For Trump, though, deploying a strategy of turning a trial into a deranged media and political circus is a feature, not a bug. In 2023, for instance, Trump and his legal team working on the New York civil fraud case plotted for months how they would sow chaos into that trial. This included effectively daring the presiding judge to throw Trump into a jail cell. The stakes in that case are, however, significantly lower than in the expected trials stemming from Smith’s criminal investigations.  
…But for all the tumult Trump and his legal advisers are hoping to impose on the courtroom, there’s just one problem with the strategy, according to Ty Cobb, a former federal prosecutor who also served as a top Trump White House attorney during Special Counsel Robert Mueller’s probe.
“It’s not gonna work,” Cobb bluntly assesses. “Trump and his lawyers, I’m sure, would like to see [the trial] devolve into a chaotic circus, but I don’t think they’re even going to get that … The biggest problem Donald Trump and his lawyers have is that they have no evidence and they have no witnesses … I haven’t seen a single email or document that would be helpful to him … Even if Rudy Giuliani testified for Trump’s defense, Rudy could easily end up making the government’s case for them. So who can they call? They don’t have anybody!” 
Despite Cobb’s prior work in Trump’s administration, the lawyer has long since lost any shred of tolerance for the former president, and nowadays uses terms to describe Trump such as “inherently evil.” 
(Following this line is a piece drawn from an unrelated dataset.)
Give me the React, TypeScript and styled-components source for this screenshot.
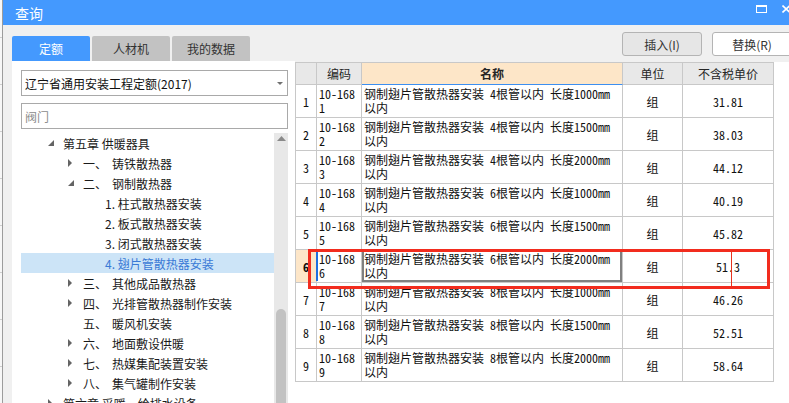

Cobb adds that “one of the key ingredients, though, in the chaos of the Chicago 7 trial was of course Judge Hoffman,” who the former Trump White House attorney says “made the fatal error of engaging in combat with the defendants and their lawyers.” Tanya Chutkan, the judge assigned to the Trump Jan. 6 case, “won’t do that— she will shut down a circus and not do anything overtly antagonistic,” Cobb predicts, adding: “She will rule on him in a dignified, appropriate way. She hasn’t said yes to everything [Special Counsel Smith and his team] are doing; I think she’ll run a tight courtroom. That’s her reputation.”